How heavy and long was the gun?
“145 kilograms and I think it was just over 6 feet in length. Anyone by the name ‘Gasha’ come to mind?”

The GSh-6-30 should not be confused with the other famous Gasha, the Afrobeats Soul singer from Cameroon.

How many rounds did the gun have and how quickly could you expend them?“It fired 260 rounds at 5000 rounds/min, taking just over 3 seconds to expend. It may seem too little, but is actually considerable for air-air bursts or air-ground tracking. Of course, cannon overheating and gun-life considerations limited the burst to about 100 rounds (one-second bursts). For practice missions, 60 rounds were sufficient, and if you were smart with the trigger, you could actually pull off two passes.”

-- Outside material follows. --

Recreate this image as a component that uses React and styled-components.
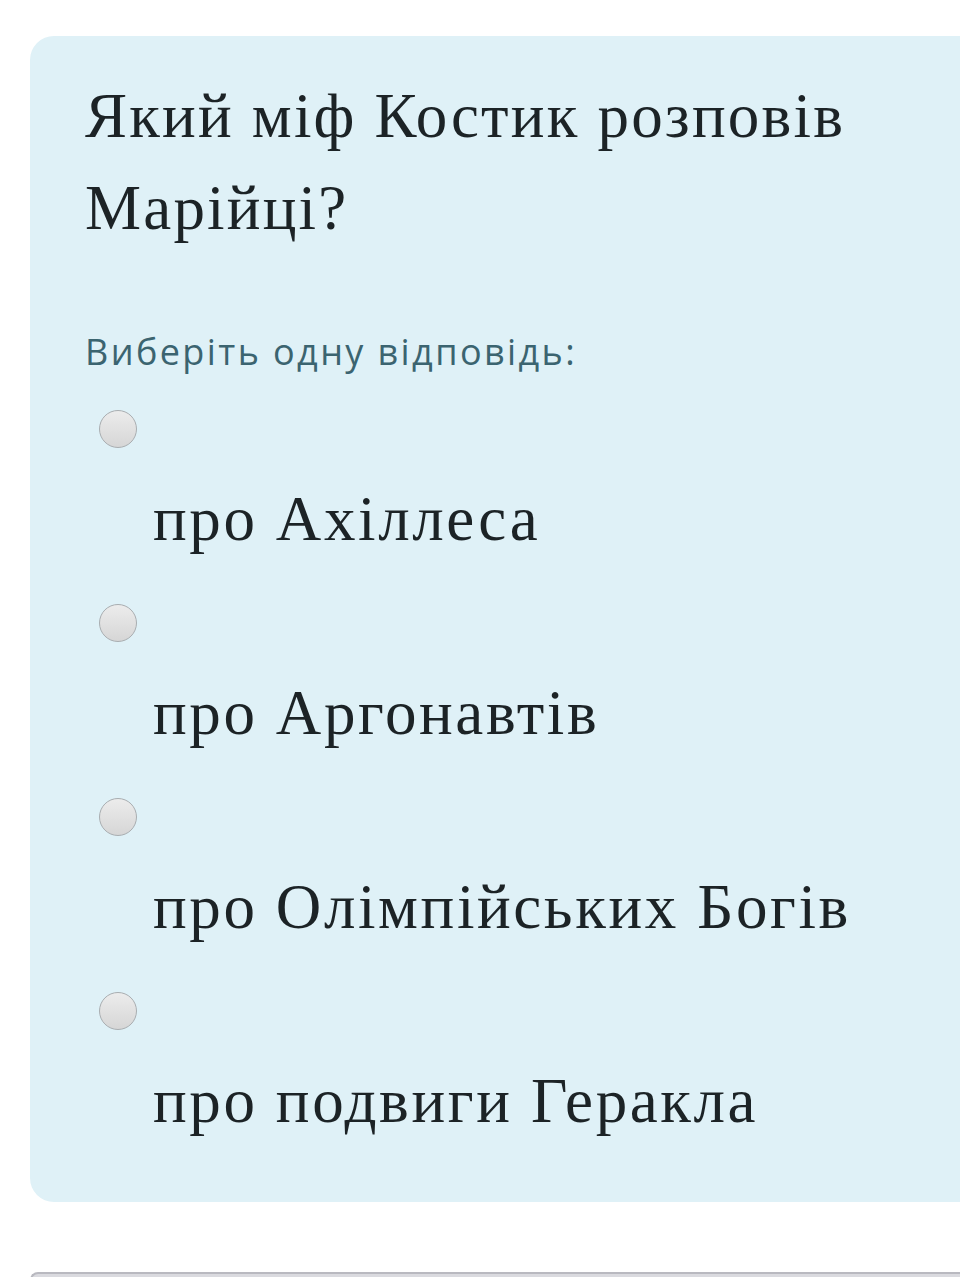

Was the airframe/gun combination a good one? “I am not aware of the actual details going into the development/mating of the gun into the airframe, but for a cannon originally designed for shipborne (ground-to-air) operations, modifying it for aerial use must have meant shedding weight, refining balance, and mating it perfectly with the airframe. It may be appreciated that the gun-sight had to cater to a variety of weapons and on-board stations, rendering limits to rigging/placement/positioning. 

It is believable that during design/limit assurance tests, there would have been a few unfortunate incidents. For one, the gun was extremely potent. Also, located centrally on the fuselage, the vibrations would definitely have been felt in every rivet and frame. Not for nothing do they say that Russian flight manuals are written in red ink, the red signifying the ‘blood’ sacrificed in proving systems and operating limits. We owe all those brave stalwarts (including those in other Warsaw Pact / partner nations who did follow-up development work) our happy landings!
Regarding the bad press on this subject, I think the cannon had matured into a good fit with the airframe by the time it entered service with the IAF. Provided it was treated and maintained well, there was absolutely no problem with it. There were laid out firing limits in the air, the anti-surge system kicked in seamlessly, and maintenance was top-notch too. Gun stoppage in the air was rare, and I always looked forward to front gun firing sorties. At ranges of 1.6 km, the target was hardly bigger than a full stop but the rounds tracked their way as if they had a will of their own (on more than a few occasions, quite literally).  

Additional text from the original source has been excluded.